What is required
Which lines below hold the word "components"? Copy all of them.

Supplied information
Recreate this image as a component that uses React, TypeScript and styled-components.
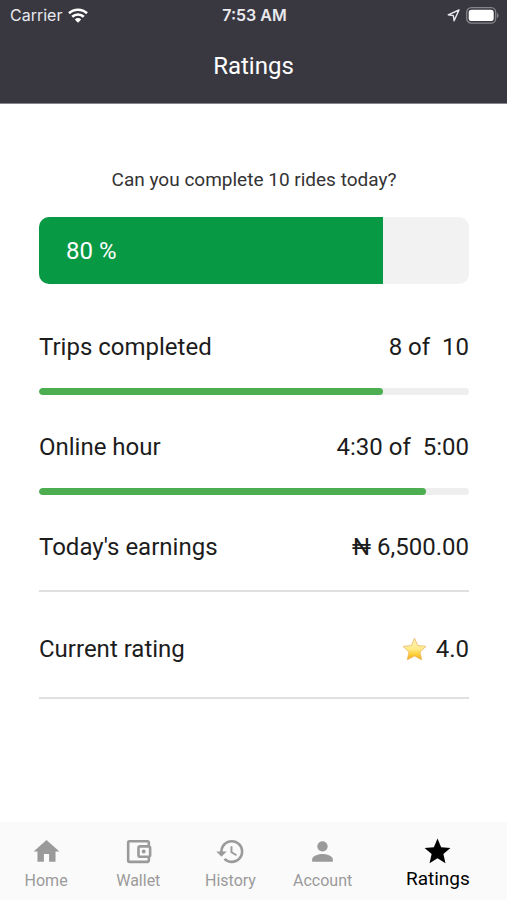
import React from "react";
import styled, { createGlobalStyle } from "styled-components";
import {
  MdHistory,
  MdHome,
  MdOutlineAccountBalanceWallet,
  MdPerson,
  MdStar,
} from "react-icons/md";

const GlobalStyle = createGlobalStyle`
  *, *::before, *::after { box-sizing: border-box; }
  body {
    margin: 0;
    background: #ffffff;
    color: #1c1c1c;
    font-family: Roboto, "Liberation Sans", sans-serif;
  }
`;

const Screen = styled.div`
  display: flex;
  flex-direction: column;
  min-height: 100vh;
`;

const Header = styled.header`
  background: #393841;
  color: #ffffff;
  border-bottom: 1px solid #85848b;
`;

const StatusBar = styled.div`
  display: grid;
  grid-template-columns: 1fr auto 1fr;
  align-items: center;
  height: 30px;
  padding: 0 8px 0 10px;
  font-family: Inter, sans-serif;
  font-size: 16px;
  line-height: 20px;
  color: #e9e9ee;
`;

const StatusGroup = styled.div<{ $end?: boolean }>`
  display: flex;
  align-items: center;
  gap: 6px;
  justify-content: ${(p) => (p.$end ? "flex-end" : "flex-start")};
`;

const Clock = styled.time`
  font-weight: 600;
`;

const Title = styled.h1`
  margin: 0;
  padding: 20px 0 21px;
  font-size: 24px;
  font-weight: 400;
  line-height: 32px;
  text-align: center;
`;

const Content = styled.main`
  flex: 1;
  padding: 64px 38px 0 39px;
`;

const Question = styled.p`
  margin: 0 0 25px;
  font-size: 19px;
  line-height: 24px;
  text-align: center;
  color: #333333;
`;

const Goal = styled.div`
  height: 67px;
  margin-bottom: 47px;
  border-radius: 10px;
  overflow: hidden;
  background: #f2f2f2;
`;

const GoalFill = styled.div`
  display: flex;
  align-items: center;
  height: 100%;
  padding-left: 27px;
  background: #089944;
  color: #ffffff;
  font-size: 24px;
`;

const Stats = styled.dl`
  margin: 0;
`;

const Stat = styled.div`
  display: flex;
  flex-wrap: wrap;
  justify-content: space-between;
  line-height: 32px;
  font-size: 24px;
  margin-bottom: 36px;
`;

const Label = styled.dt``;

const Value = styled.dd`
  display: flex;
  align-items: center;
  gap: 9px;
  margin: 0;
  white-space: pre;
`;

const Track = styled.dd`
  flex: 0 0 100%;
  height: 7px;
  margin: 25px 0 0;
  border-radius: 4px;
  overflow: hidden;
  background: #eeeeee;
`;

const TrackFill = styled.div`
  height: 100%;
  border-radius: 4px;
  background: #4cae51;
`;

const Divided = styled(Stat)<{ $gap: number }>`
  padding-bottom: ${(p) => p.$gap}px;
  margin-bottom: 41px;
  border-bottom: 2px solid #e0e0e0;
`;

const TabBar = styled.nav`
  display: flex;
  height: 78px;
  background: #fafafa;
`;

const Tab = styled.button<{ $active?: boolean }>`
  display: flex;
  flex: ${(p) => (p.$active ? 3 : 2)} 1 0;
  flex-direction: column;
  align-items: center;
  gap: ${(p) => (p.$active ? "0" : "2px")};
  min-width: 0;
  padding: 14px 0 0;
  border: 0;
  background: none;
  color: ${(p) => (p.$active ? "#000000" : "#9a9a9a")};
  font-family: inherit;
  font-size: ${(p) => (p.$active ? "19px" : "16px")};
  line-height: 24px;
  cursor: pointer;
`;

const tabs = [
  { name: "Home", Icon: MdHome },
  { name: "Wallet", Icon: MdOutlineAccountBalanceWallet },
  { name: "History", Icon: MdHistory },
  { name: "Account", Icon: MdPerson },
  { name: "Ratings", Icon: MdStar },
];

function WifiIcon() {
  return (
    <svg width="20" height="15" viewBox="0 0 20 15" fill="none" stroke="#ffffff" strokeWidth="2.6" aria-hidden="true">
      <path d="M1 5.3a13 13 0 0 1 18 0" />
      <path d="M4.2 8.8a8.4 8.4 0 0 1 11.6 0" />
      <path d="M10 14.8 6.8 11.5a4.7 4.7 0 0 1 6.4 0z" fill="#ffffff" stroke="none" />
    </svg>
  );
}

function LocationIcon() {
  return (
    <svg width="13" height="13" viewBox="0 0 13 13" fill="none" stroke="#e9e9ee" strokeWidth="1.4" strokeLinejoin="round" aria-hidden="true">
      <path d="M12 1 1.2 5.8l5.2.8.7 5.2z" />
    </svg>
  );
}

function BatteryIcon() {
  return (
    <svg width="33" height="17" viewBox="0 0 33 17" aria-hidden="true">
      <rect x="0.7" y="0.7" width="29" height="15.4" rx="4.6" fill="none" stroke="#85848b" strokeWidth="1.3" />
      <rect x="2.7" y="2.7" width="25" height="11.4" rx="2.8" fill="#ffffff" />
      <path d="M31 6v5c2-.7 2-4.3 0-5z" fill="#85848b" />
    </svg>
  );
}

function GoldStar() {
  return (
    <svg width="25" height="24" viewBox="0 0 25 24" aria-hidden="true">
      <defs>
        <linearGradient id="gold" x1="0" y1="0" x2="0" y2="1">
          <stop offset="0" stopColor="#fff3b8" />
          <stop offset="0.5" stopColor="#ffeb8a" />
          <stop offset="0.75" stopColor="#fbcf35" />
          <stop offset="1" stopColor="#eea51c" />
        </linearGradient>
      </defs>
      <path
        d="M12.5 1.2 15.7 8.5 24 9.4 18 14.9 19.7 22.8 12.5 19.1 5.3 22.8 7 14.9 1 9.4 9.3 8.5z"
        fill="url(#gold)"
        stroke="#edb863"
        strokeWidth="0.8"
        strokeLinejoin="round"
      />
    </svg>
  );
}

function ProgressStat({ label, value, percent }: { label: string; value: string; percent: number }) {
  return (
    <Stat>
      <Label>{label}</Label>
      <Value>{value}</Value>
      <Track role="progressbar" aria-label={label} aria-valuenow={percent} aria-valuemin={0} aria-valuemax={100}>
        <TrackFill style={{ width: `${percent}%` }} />
      </Track>
    </Stat>
  );
}

export default function App() {
  const goal = 80;
  return (
    <Screen>
      <GlobalStyle />
      <Header>
        <StatusBar>
          <StatusGroup>
            Carrier
            <WifiIcon />
          </StatusGroup>
          <Clock>7:53 AM</Clock>
          <StatusGroup $end>
            <LocationIcon />
            <BatteryIcon />
          </StatusGroup>
        </StatusBar>
        <Title>Ratings</Title>
      </Header>
      <Content>
        <Question id="goal">Can you complete 10 rides today?</Question>
        <Goal role="progressbar" aria-labelledby="goal" aria-valuenow={goal} aria-valuemin={0} aria-valuemax={100}>
          <GoalFill style={{ width: `${goal}%` }}>{goal} %</GoalFill>
        </Goal>
        <Stats>
          <ProgressStat label="Trips completed" value="8 of  10" percent={80} />
          <ProgressStat label="Online hour" value="4:30 of  5:00" percent={90} />
          <Divided $gap={27}>
            <Label>Today's earnings</Label>
            <Value>₦ 6,500.00</Value>
          </Divided>
          <Divided $gap={32}>
            <Label>Current rating</Label>
            <Value>
              <GoldStar />
              4.0
            </Value>
          </Divided>
        </Stats>
      </Content>
      <TabBar aria-label="Main">
        {tabs.map(({ name, Icon }) => {
          const active = name === "Ratings";
          return (
            <Tab key={name} type="button" $active={active} aria-current={active ? "page" : undefined}>
              <Icon size={31} aria-hidden="true" />
              {name}
            </Tab>
          );
        })}
      </TabBar>
    </Screen>
  );
}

Response to this task
Recreate this image as a component that uses React, TypeScript and styled-components.
import styled, { createGlobalStyle } from "styled-components";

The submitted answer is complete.